*INSTRUCTIONS TO FOLLOW:* Isolate every line in the data with the string "screenshot" and copy it.

·····

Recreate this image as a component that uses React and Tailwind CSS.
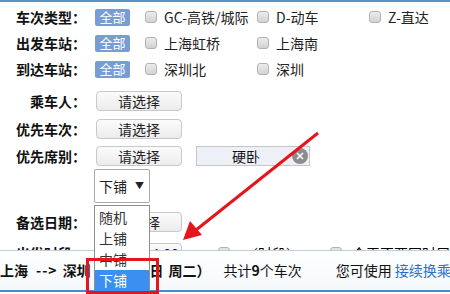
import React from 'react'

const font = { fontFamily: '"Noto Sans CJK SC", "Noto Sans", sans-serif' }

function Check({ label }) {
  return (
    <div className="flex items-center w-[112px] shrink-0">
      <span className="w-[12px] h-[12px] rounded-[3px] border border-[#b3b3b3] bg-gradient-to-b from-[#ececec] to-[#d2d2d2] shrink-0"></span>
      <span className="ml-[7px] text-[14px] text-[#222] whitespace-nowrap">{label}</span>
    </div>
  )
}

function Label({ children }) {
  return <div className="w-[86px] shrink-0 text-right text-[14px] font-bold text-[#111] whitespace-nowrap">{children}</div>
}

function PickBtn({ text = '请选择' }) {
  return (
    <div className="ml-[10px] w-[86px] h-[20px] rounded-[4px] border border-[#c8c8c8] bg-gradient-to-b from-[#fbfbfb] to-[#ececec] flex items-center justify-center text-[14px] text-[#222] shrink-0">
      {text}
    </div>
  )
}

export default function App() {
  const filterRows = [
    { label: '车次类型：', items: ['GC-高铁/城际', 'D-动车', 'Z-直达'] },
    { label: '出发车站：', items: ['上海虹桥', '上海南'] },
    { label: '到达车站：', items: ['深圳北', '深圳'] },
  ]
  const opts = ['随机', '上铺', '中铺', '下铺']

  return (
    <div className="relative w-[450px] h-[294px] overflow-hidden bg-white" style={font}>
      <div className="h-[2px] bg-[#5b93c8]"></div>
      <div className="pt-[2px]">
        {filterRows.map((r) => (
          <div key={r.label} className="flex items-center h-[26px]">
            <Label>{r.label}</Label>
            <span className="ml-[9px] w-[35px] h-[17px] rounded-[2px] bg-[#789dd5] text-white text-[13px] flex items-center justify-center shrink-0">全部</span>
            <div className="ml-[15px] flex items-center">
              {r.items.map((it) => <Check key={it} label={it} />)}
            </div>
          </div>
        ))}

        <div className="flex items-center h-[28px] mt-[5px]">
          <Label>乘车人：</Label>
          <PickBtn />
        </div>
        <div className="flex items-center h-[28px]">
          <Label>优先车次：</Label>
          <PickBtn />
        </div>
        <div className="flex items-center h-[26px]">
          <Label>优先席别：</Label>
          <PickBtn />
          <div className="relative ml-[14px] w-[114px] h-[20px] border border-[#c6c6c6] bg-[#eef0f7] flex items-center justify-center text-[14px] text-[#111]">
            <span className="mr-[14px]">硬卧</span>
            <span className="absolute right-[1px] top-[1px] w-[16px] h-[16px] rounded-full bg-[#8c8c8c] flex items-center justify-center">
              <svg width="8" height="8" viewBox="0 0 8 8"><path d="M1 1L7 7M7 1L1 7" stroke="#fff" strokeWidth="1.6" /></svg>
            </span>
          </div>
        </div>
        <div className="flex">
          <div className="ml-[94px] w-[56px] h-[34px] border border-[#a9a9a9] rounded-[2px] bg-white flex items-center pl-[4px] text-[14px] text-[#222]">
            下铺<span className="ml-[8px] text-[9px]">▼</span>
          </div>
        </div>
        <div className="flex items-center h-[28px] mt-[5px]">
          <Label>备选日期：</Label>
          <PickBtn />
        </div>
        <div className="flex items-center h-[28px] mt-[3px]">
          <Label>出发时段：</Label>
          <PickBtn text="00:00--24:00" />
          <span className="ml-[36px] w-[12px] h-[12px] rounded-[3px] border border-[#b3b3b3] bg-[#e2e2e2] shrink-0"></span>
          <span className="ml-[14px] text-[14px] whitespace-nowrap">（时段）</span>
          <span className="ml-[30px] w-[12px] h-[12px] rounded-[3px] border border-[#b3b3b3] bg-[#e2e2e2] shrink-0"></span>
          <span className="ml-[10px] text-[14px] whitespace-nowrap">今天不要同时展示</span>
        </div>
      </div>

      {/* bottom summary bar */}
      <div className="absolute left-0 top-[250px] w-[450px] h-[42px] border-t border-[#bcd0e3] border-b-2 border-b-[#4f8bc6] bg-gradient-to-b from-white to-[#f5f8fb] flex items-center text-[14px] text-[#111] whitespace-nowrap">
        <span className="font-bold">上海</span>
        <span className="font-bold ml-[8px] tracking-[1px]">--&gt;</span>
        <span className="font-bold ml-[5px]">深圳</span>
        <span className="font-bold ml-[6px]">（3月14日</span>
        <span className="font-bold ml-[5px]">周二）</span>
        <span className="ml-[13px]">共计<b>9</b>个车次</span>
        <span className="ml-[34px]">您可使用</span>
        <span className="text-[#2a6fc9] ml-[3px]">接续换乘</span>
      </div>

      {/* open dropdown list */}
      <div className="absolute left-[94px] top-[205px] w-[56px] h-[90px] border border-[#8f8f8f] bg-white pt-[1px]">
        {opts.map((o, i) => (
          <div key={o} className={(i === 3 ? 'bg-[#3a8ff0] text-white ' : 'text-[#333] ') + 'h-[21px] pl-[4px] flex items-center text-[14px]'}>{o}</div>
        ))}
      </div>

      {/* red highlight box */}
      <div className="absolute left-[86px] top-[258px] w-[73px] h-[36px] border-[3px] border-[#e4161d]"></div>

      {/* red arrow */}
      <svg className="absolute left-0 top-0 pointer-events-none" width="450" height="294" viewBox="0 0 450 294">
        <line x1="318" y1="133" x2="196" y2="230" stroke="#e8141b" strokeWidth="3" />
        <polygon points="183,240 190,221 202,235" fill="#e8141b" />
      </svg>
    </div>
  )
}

·····

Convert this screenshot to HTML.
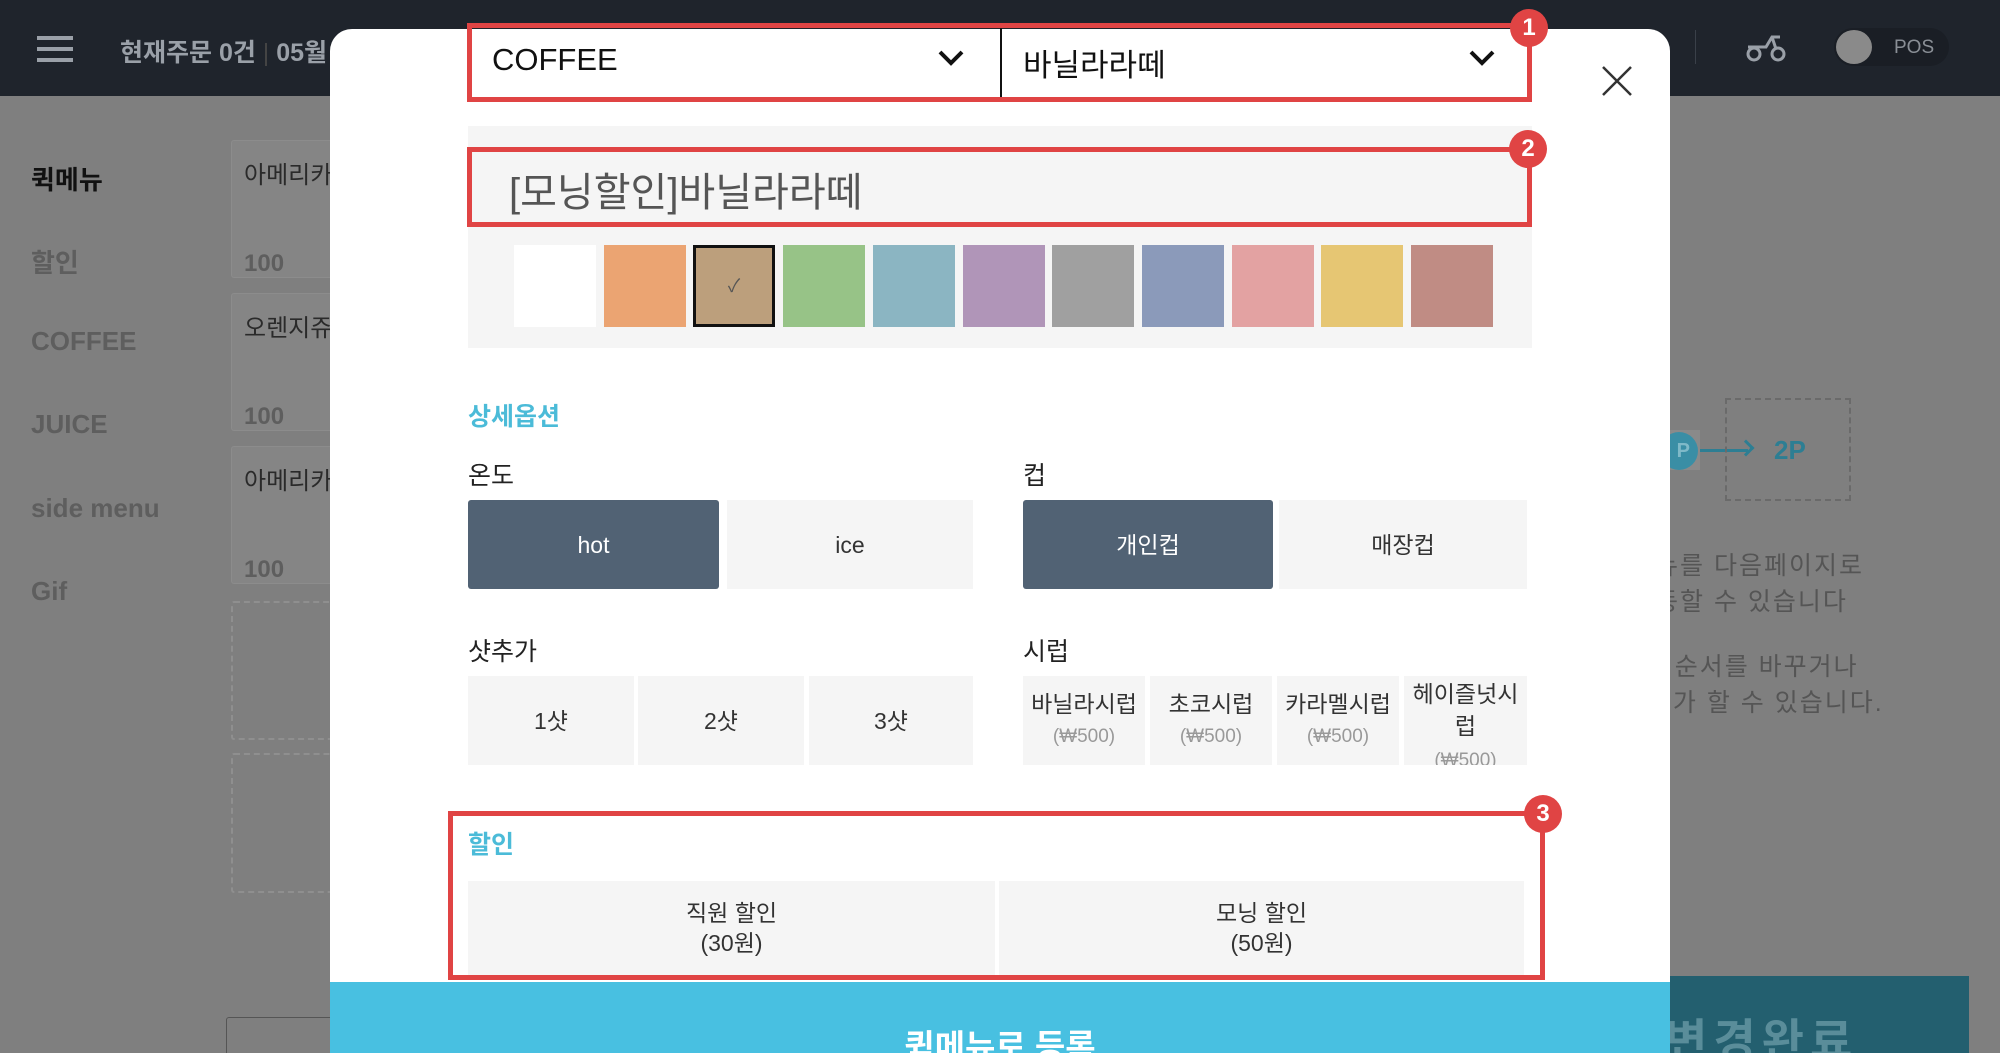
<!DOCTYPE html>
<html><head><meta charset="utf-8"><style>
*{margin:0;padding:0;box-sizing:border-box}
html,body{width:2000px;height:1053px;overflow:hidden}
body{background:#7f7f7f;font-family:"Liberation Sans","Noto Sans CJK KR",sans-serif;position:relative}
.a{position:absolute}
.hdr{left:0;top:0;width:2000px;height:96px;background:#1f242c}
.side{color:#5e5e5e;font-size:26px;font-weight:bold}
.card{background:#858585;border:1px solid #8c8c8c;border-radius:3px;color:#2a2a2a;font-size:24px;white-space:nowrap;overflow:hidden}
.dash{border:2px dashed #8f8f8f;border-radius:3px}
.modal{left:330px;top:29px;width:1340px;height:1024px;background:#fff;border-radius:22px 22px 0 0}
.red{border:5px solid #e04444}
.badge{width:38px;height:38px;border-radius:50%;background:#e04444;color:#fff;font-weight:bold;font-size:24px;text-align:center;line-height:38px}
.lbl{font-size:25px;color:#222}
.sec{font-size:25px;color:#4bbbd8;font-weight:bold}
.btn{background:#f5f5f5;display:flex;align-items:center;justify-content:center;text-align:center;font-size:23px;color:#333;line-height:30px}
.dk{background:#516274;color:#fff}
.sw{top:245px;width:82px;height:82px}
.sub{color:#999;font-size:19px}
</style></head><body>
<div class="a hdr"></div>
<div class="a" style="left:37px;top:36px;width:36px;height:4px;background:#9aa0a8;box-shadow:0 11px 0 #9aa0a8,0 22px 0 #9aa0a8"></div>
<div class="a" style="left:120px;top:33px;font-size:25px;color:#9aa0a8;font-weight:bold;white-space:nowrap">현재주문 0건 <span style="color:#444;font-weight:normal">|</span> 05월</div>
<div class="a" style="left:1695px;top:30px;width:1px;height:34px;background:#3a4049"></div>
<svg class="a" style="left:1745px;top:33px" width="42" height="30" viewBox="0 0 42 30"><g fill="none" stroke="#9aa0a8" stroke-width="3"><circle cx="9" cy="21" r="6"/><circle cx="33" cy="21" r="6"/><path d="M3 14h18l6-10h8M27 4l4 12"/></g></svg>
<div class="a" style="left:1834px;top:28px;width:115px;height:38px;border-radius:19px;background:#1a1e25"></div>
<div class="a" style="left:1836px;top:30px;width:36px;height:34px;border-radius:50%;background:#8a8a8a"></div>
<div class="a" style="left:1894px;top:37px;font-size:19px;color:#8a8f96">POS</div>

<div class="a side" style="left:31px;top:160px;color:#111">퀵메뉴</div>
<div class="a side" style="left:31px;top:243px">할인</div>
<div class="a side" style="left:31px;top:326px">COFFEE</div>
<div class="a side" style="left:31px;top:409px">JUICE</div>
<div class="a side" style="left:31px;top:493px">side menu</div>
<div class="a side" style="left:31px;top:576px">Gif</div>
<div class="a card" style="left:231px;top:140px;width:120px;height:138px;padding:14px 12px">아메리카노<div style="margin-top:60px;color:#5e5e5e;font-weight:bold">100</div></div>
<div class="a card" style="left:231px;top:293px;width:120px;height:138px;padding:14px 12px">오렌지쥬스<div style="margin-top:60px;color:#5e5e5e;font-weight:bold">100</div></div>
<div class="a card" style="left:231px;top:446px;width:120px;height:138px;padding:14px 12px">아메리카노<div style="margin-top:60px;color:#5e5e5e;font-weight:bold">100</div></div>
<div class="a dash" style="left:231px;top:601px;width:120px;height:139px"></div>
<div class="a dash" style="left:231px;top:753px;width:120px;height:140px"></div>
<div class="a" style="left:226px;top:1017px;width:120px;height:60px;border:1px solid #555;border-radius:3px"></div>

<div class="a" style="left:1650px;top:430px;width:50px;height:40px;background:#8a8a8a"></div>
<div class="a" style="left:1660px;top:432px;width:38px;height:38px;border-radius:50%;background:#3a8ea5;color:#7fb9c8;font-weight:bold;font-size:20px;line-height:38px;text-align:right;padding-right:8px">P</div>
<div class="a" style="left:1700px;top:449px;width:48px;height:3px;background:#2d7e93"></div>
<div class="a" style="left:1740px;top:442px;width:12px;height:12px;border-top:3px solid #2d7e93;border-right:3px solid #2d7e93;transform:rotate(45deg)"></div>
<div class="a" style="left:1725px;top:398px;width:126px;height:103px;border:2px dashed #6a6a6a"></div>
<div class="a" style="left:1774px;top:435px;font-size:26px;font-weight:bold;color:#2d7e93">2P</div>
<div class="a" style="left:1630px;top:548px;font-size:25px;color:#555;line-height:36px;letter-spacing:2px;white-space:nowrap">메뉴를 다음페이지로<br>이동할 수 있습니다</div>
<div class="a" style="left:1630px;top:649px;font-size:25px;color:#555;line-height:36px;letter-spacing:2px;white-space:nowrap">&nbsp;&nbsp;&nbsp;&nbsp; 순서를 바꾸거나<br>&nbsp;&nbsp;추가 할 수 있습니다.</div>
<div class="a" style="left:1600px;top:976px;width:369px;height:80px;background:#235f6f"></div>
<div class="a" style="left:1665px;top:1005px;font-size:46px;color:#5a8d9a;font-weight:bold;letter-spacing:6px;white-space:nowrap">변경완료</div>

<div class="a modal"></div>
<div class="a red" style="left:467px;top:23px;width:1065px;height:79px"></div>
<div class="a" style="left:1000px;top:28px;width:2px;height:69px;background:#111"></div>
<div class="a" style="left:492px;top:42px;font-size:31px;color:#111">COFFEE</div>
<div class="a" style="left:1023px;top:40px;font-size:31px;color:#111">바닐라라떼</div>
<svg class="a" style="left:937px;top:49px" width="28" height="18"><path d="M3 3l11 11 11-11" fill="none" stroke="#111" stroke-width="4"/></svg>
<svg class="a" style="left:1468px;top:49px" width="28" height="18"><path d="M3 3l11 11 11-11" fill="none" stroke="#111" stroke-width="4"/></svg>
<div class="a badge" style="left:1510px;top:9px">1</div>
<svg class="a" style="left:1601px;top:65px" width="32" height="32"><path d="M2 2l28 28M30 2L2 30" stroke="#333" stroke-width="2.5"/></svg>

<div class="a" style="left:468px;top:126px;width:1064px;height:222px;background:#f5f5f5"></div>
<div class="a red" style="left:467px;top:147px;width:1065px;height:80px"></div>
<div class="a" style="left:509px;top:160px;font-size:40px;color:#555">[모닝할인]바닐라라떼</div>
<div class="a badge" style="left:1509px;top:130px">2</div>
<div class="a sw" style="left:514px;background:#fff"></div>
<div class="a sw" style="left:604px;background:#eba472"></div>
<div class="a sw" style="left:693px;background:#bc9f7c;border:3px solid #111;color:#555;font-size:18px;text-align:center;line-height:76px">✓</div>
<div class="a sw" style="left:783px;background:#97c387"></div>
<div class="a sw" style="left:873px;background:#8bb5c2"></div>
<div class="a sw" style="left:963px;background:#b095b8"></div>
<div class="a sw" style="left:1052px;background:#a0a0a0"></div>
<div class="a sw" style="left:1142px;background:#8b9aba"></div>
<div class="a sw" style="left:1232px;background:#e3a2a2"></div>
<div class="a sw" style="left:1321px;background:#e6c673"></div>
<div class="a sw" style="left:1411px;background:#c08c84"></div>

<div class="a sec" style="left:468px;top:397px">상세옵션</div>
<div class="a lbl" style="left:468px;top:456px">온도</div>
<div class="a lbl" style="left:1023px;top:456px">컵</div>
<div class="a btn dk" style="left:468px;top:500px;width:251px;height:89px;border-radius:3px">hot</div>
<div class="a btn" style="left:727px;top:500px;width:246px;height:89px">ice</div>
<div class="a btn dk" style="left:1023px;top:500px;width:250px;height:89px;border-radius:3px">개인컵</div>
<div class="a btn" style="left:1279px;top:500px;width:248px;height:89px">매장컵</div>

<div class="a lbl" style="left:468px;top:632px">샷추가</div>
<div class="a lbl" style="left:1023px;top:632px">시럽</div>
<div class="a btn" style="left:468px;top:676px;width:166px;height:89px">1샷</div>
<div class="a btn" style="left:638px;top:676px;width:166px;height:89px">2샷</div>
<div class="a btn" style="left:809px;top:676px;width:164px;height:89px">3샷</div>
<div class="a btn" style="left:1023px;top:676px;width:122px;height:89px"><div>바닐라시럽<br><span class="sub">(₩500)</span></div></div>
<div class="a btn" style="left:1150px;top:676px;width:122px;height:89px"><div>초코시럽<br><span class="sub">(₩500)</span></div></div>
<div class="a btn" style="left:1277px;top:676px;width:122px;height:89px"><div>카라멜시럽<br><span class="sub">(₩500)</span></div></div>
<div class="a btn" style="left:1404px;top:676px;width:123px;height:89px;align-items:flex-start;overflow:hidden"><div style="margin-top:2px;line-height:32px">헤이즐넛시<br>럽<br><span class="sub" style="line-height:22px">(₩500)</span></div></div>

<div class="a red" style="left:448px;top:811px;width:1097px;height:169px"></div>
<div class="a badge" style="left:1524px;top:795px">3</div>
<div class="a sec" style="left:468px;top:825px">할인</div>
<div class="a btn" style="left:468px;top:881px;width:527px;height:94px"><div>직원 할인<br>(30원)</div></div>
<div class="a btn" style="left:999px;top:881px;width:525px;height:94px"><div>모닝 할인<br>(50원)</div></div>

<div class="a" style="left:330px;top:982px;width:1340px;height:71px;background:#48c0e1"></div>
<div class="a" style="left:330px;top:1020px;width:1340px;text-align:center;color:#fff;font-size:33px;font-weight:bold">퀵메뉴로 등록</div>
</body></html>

·····

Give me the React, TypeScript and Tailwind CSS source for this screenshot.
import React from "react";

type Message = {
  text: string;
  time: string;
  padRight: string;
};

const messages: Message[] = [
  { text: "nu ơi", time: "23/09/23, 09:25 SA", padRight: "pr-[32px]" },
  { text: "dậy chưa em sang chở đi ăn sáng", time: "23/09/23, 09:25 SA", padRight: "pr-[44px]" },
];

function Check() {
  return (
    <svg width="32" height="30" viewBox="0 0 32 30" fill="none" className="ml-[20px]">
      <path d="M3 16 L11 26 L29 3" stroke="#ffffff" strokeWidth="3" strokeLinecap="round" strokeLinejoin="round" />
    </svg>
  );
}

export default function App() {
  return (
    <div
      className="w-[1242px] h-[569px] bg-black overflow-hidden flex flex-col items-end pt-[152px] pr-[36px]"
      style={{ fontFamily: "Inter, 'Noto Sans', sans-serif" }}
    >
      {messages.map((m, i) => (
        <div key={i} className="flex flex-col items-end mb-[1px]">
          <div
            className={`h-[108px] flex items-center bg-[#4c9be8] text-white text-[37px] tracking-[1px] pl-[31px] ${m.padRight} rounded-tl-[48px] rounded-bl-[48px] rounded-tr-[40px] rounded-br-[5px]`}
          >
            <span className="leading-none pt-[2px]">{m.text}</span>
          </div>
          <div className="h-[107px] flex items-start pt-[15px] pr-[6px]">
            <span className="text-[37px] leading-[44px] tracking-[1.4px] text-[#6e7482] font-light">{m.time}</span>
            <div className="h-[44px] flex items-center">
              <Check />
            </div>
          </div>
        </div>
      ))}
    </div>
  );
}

·····

*RESULT:*
Convert this screenshot to HTML.
Give me the React, TypeScript and Tailwind CSS source for this screenshot.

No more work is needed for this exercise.